Units deal bonus damage to specific armor classes — a Pikeman's bonus lands on anything in the Cavalry class, an Archer's on the Spearmen class. We take the enemy's armor classes and surface every unit with a bonus against them. The figures you see (e.g. +15–32 vs Cavalry) are the unit's actual in-game bonus values.

Net of the target's armor

A bonus only counts if it survives the target's armor in that class — the same subtraction the game runs at hit time. A Camel's +18 vs Cavalry drops to just +2 against a Cataphract's +16 cavalry armor, so the planner won't tell you camels counter cataphracts. A Halberdier's +26 still nets +10 — so it does. The ranked number is always the net bonus.

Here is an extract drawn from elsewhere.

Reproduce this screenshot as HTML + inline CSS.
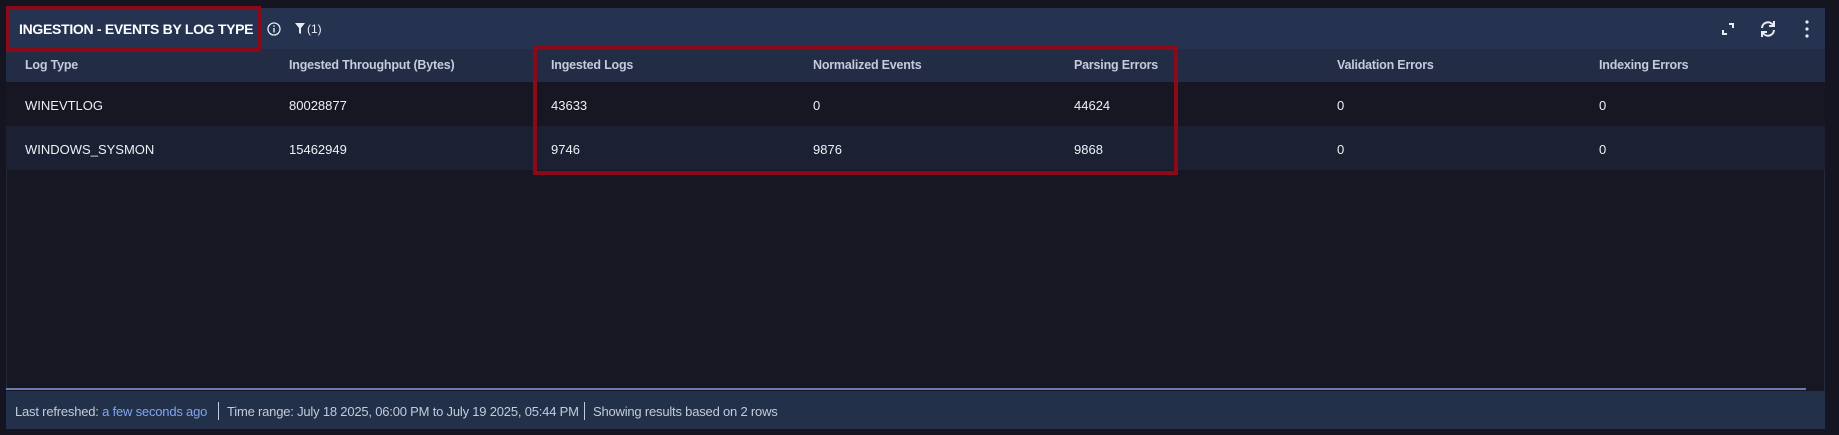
<!DOCTYPE html>
<html><head><meta charset="utf-8"><style>
*{box-sizing:border-box;margin:0;padding:0}
body{width:1839px;height:435px;background:#141520;font-family:"Liberation Sans",sans-serif;position:relative;overflow:hidden}
.a{position:absolute}
.panel{left:6px;top:8px;width:1819px;height:421px;background:#161722;border:1px solid #222a3c}
.hdr{left:6px;top:8px;width:1819px;height:41px;background:#253350}
.th{left:6px;top:49px;width:1819px;height:33px;background:#222c45}
.r1{left:6px;top:82px;width:1819px;height:44px;background:#161722}
.r2{left:6px;top:126px;width:1819px;height:44px;background:#1b2133}
.ft{left:6px;top:391px;width:1819px;height:38px;background:#233049}
.line{left:6px;top:388px;width:1800px;height:2px;background:#6a7bb0}
.t{font-size:13px;white-space:nowrap}
.h{color:#c3cbdc;font-weight:bold;font-size:12.5px;top:58px;letter-spacing:-0.2px}
.c{color:#eef0f4;top:98px}
.c2{color:#eef0f4;top:142px}
.box{border:4px solid #8a0a1a}
.f{color:#c3cbdc;top:404px;font-size:13px;letter-spacing:-0.2px}
.sep{width:1px;height:18px;background:#c3cbdc;top:402px}
</style></head><body>
<div class="a panel"></div>
<div class="a hdr"></div>
<div class="a th"></div>
<div class="a r1"></div>
<div class="a r2"></div>
<div class="a line"></div>
<div class="a ft"></div>
<div class="a box" style="left:6px;top:6px;width:255px;height:46px"></div>
<div class="a t" style="left:19px;top:21px;color:#fff;font-weight:bold;font-size:14px;letter-spacing:-0.3px">INGESTION - EVENTS BY LOG TYPE</div>
<svg class="a" style="left:267px;top:22px" width="14" height="14" viewBox="0 0 14 14"><circle cx="7" cy="7" r="6" fill="none" stroke="#e8ebf2" stroke-width="1.3"/><rect x="6.3" y="6" width="1.4" height="4.5" fill="#e8ebf2"/><rect x="6.3" y="3.4" width="1.4" height="1.4" fill="#e8ebf2"/></svg>
<svg class="a" style="left:295px;top:23px" width="10" height="11" viewBox="0 0 10 11"><path d="M0 0H10L6 5V11L4 10V5Z" fill="#e8ebf2"/></svg>
<div class="a t" style="left:307px;top:22px;color:#e8ebf2;font-size:12px">(1)</div>
<svg class="a" style="left:1722px;top:23px" width="12" height="12" viewBox="0 0 12 12" fill="none" stroke="#e8ebf2" stroke-width="2"><path d="M1 7V11H5M7 1H11V5"/></svg>
<svg class="a" style="left:1759px;top:20px" width="18" height="18" viewBox="0 0 18 18" fill="none" stroke="#e8ebf2" stroke-width="2"><path d="M3 8A6 6 0 0 1 14 5"/><path d="M15 10A6 6 0 0 1 4 13"/><path d="M15 1V6H10" /><path d="M3 17V12H8"/></svg>
<svg class="a" style="left:1805px;top:20px" width="4" height="18" viewBox="0 0 4 18" fill="#e8ebf2"><circle cx="2" cy="2" r="1.6"/><circle cx="2" cy="9" r="1.6"/><circle cx="2" cy="16" r="1.6"/></svg>
<div class="a t h" style="left:25px">Log Type</div>
<div class="a t h" style="left:289px">Ingested Throughput (Bytes)</div>
<div class="a t h" style="left:551px">Ingested Logs</div>
<div class="a t h" style="left:813px">Normalized Events</div>
<div class="a t h" style="left:1074px">Parsing Errors</div>
<div class="a t h" style="left:1337px">Validation Errors</div>
<div class="a t h" style="left:1599px">Indexing Errors</div>
<div class="a t c" style="left:25px">WINEVTLOG</div>
<div class="a t c" style="left:289px">80028877</div>
<div class="a t c" style="left:551px">43633</div>
<div class="a t c" style="left:813px">0</div>
<div class="a t c" style="left:1074px">44624</div>
<div class="a t c" style="left:1337px">0</div>
<div class="a t c" style="left:1599px">0</div>
<div class="a t c2" style="left:25px">WINDOWS_SYSMON</div>
<div class="a t c2" style="left:289px">15462949</div>
<div class="a t c2" style="left:551px">9746</div>
<div class="a t c2" style="left:813px">9876</div>
<div class="a t c2" style="left:1074px">9868</div>
<div class="a t c2" style="left:1337px">0</div>
<div class="a t c2" style="left:1599px">0</div>
<div class="a box" style="left:533px;top:46px;width:645px;height:129px"></div>
<div class="a t f" style="left:15px">Last refreshed: <span style="color:#7ea6f2">a few seconds ago</span></div>
<div class="a sep" style="left:218px"></div>
<div class="a t f" style="left:227px">Time range: July 18 2025, 06:00 PM to July 19 2025, 05:44 PM</div>
<div class="a sep" style="left:584px"></div>
<div class="a t f" style="left:593px">Showing results based on 2 rows</div>
</body></html>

Ranges span the whole unit line

A counter like +15–32 covers the line from its base unit (Spearman, +15) to its fully upgraded form (Halberdier, +32). Picking your civilization and age filters every answer down to units your tech tree can actually field at that point in the game.

How many to build

The Build ~N figure runs a real stand-and-fight between your counter and that enemy group — the same engine as our battle simulator — and reports the smallest number that wins, how many you'd have left, and the resource trade at that count. It uses each unit's real damage, fire rate and accuracy, with a head start for the longer-ranged side. Trades is the resource cost of your losses divided by the resource value you destroy: under 1.0× means you come out ahead (you killed more than you spent), and over 1.0× means you win the fight but lose more resources than you take — 1.4× is 140 of your resources spent for every 100 of theirs destroyed.

Soft counters are the human layer

Some answers the bonus-damage data can't see: a Mangonel's splash, a Monk's conversion, or Knights using raw speed to ride archers down. These are added as a small curated layer and labeled separately, so you always know which advice is hard math and which is strategy.

What the count assumes. Each Build ~N is a one-on-one fight against that single enemy group, with both sides on equal upgrades and no blacksmith bonuses — a clean baseline, not a full mixed battle. It doesn't model splash damage, monk healing, charge attacks, kiting or micro, so treat it as a starting point rather than an exact order. Units are fought at their upgraded form for the age you pick (their best form when the age is set to Any).

The hard counters and "watch out" warnings are derived from the game's data, never hand-maintained — there's no counter table to fall out of date when the game is patched.